Draußen war Hans schon im Auto und zum Aufbruch bereit. "Du hast ja überhaupt keine Einsatzkleidung dabei!", fiel Martin plötzlich auf, aber da lief ich schon auf meinen Wagen zu. Aus dem Kofferraum holte ich schnell die Jacke, die man mir mittlerweile ausgehändigt hatte. "Allzeit bereit!" Martin lachte und wir stiegen ebenfalls ins Auto ein, Hans trat sofort aufs Gaspedal. "Eine Familie wurde bei einer Wanderung von einem Unwetter überrascht.", erzählte Hans uns.

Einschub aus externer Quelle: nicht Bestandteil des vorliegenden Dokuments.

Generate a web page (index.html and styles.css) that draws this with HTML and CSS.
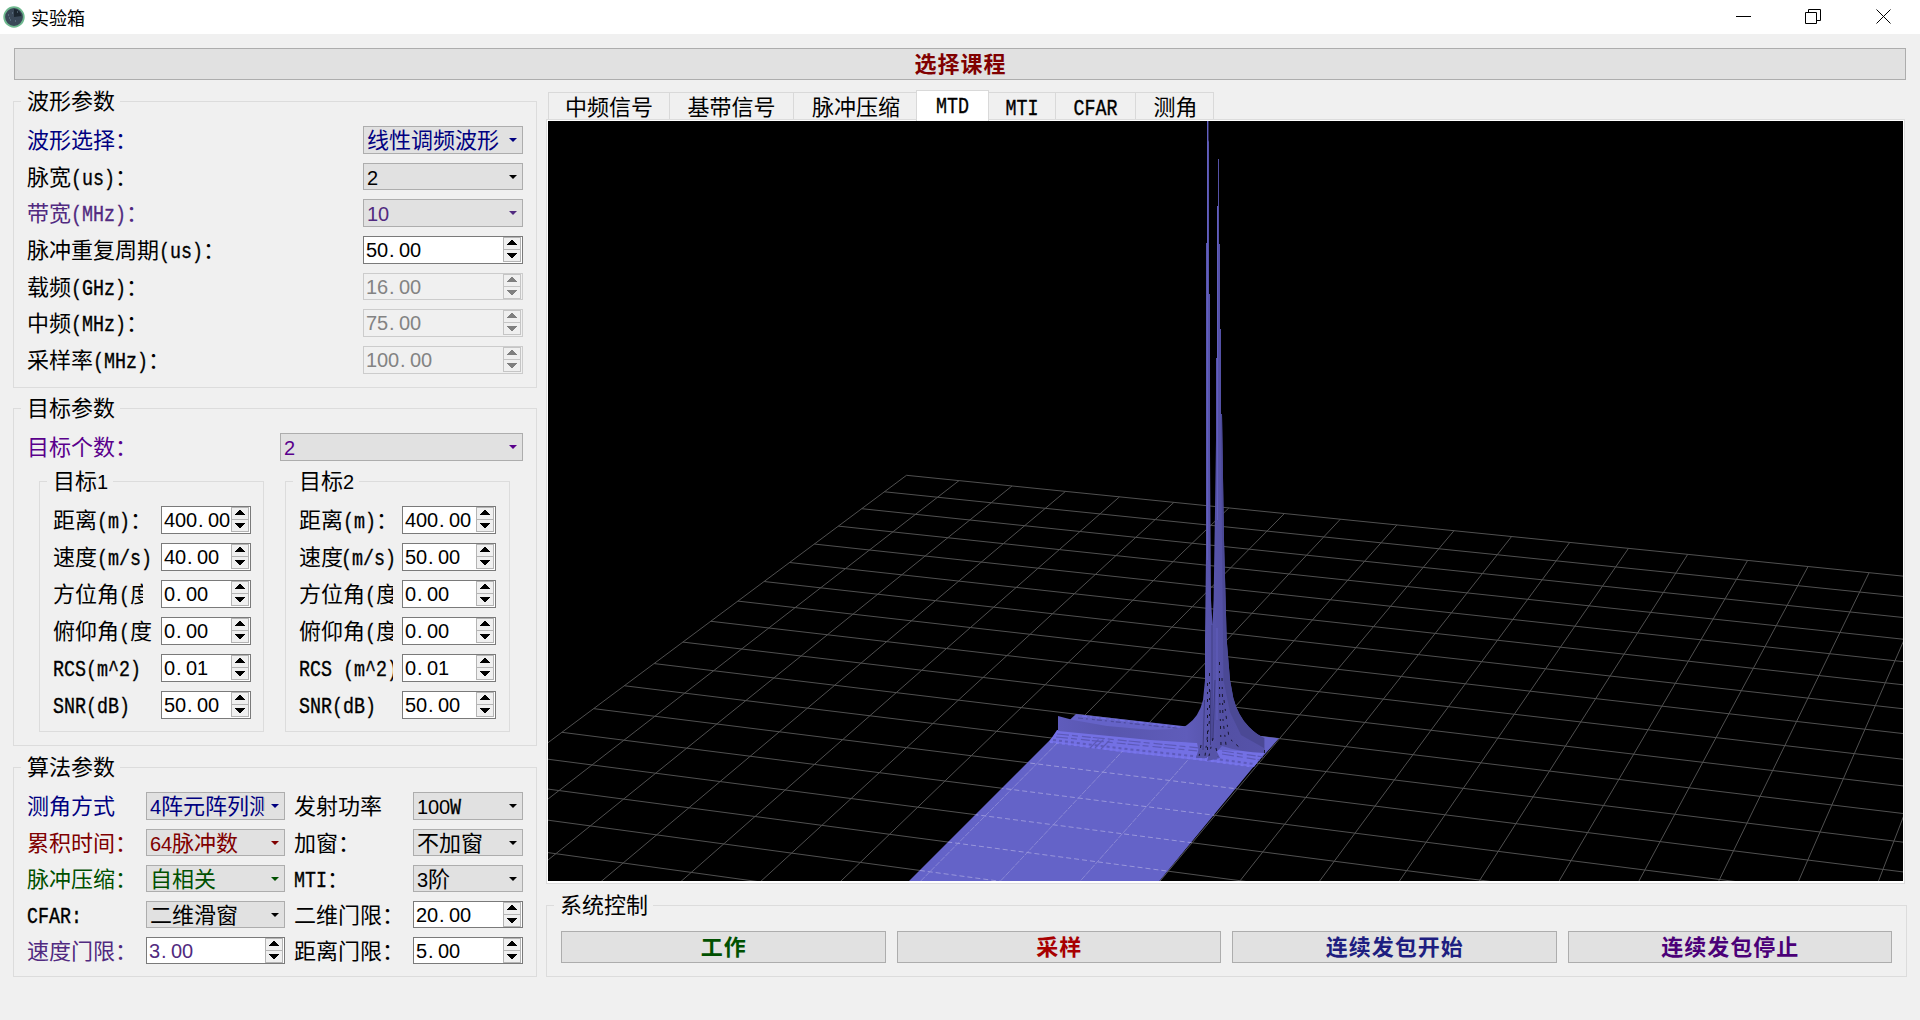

Unser erstes Ziel war der Stützpunkt der Bergrettung und von dort aus ging es in Windeseile hinauf in die Berge. Zu dritt in ein Auto gepfercht fuhren Hans, Martin und ich voraus.
"Ich möchte, dass du dich etwas im Hintergrund hälst. Das ist schließlich dein erster, richtiger Einsatz.", sagte Martin leise, sodass Hans uns nicht verstehen konnte, der gerade mit seinen Kollegen über Funk sprach. Ich nickte nur und er nahm unauffällig meine Hand, um sie kurz aufmunternd zu drücken. Ich lächelte und hätte ihm gerne einen Kuss gegeben, aber unter diesen Umständen ein Ding der Unmöglichkeit.
Und als Hans auf einmal wieder mit uns zu reden anfing, ließen wir uns sofort los. "So ein Sauwetter! Wenn der Regen den Boden noch mehr aufweicht, müssen wir zu Fuß hoch.", offenbarte er uns. "Und wenn du weiterhin so fährst muss ich reihern!", entfuhr es Martin genervt. "Entschuldige, dass die Wege hier so holprig sind! Wenn's dir nicht passt, dann steig halt aus!"
Die beiden Brüder gerieten erneut in eine lautstarke Diskussion und jetzt reichte es mir auch mal. "Wenn ihr zwei jetzt nicht aufhört zu streiten, wisst ihr was ich dann mache? Ich steig aus, dann könnt ihr euch weiterhin nach Lust und Laune anschreien! Dafür musst du nicht mal anhalten, wäre nicht das erste Mal das ich aus einem fahrenden Wagen springe!"
Augenblicklich wurde es still. "Geht doch.", sagte ich zufrieden und schaute wieder zum Fenster hinaus. Endlich herrschte Ruhe, wobei ich glaubte das diese nicht lange anhalten würde. Doch dann würde ich sie wieder zurecht weißen, da sie sich wirklich aufführten wie Kleinkinder.
Die Sicht wurde inzwischen nicht mehr von Bäumen versperrt und ich hielt Ausschau nach der Familie, nach der wir suchten. Auf einem Hügel entdeckte ich schließlich einen Unterstand und konnte trotz der schlechten  Sicht durch den starken Regen drei Personen ausmachen, die sich darunter vor dem Unwetter ein wenig in Sicherheit gebracht hatten.
"Da oben sind sie!", teilte ich meinen Mitfahrern sofort mit. "Du hast recht.", stimmte Hans mir zu und hielt wenige Meter weiter an. Wir stiegen aus, Martin und Hans rannten mit einem Kollegen hinauf zu der kleinen Familie. Ich blieb erstmal mit zwei anderen zurück, denn alle mussten wir nicht dort hinauf um sie zu holen. Der Regen hatte mich innerhalb von Sekunden durchnässt und durch den Wind wurde die Kapuze immer wieder von meinem Kopf geweht.
"Kommen sie schnell, rein ins Auto!", kommandierte Hans die zwei Erwachsenen. Martin trug einen Jungen auf dem Arm, der ziemlich aufgelöst aussah. "Mein Rucksack!", rief er und die Mutter reagierte sofort. "Ich hol ihn!", meinte sie und rannte wieder Richtung Unterstand. "Nein, bleiben sie hier!", befahl Martin ihr. Dann ließ er den Jungen runter und folgte der Frau, da sie nicht hörte.
"Martin, komm zurück!", riefen Hans und ich gleichzeitig.
Genau in diesem Augenblick schlug ein Blitz ein und die Frau, aber auch Martin, fielen zu Boden.
Wir anderen gingen reflexartig in Deckung.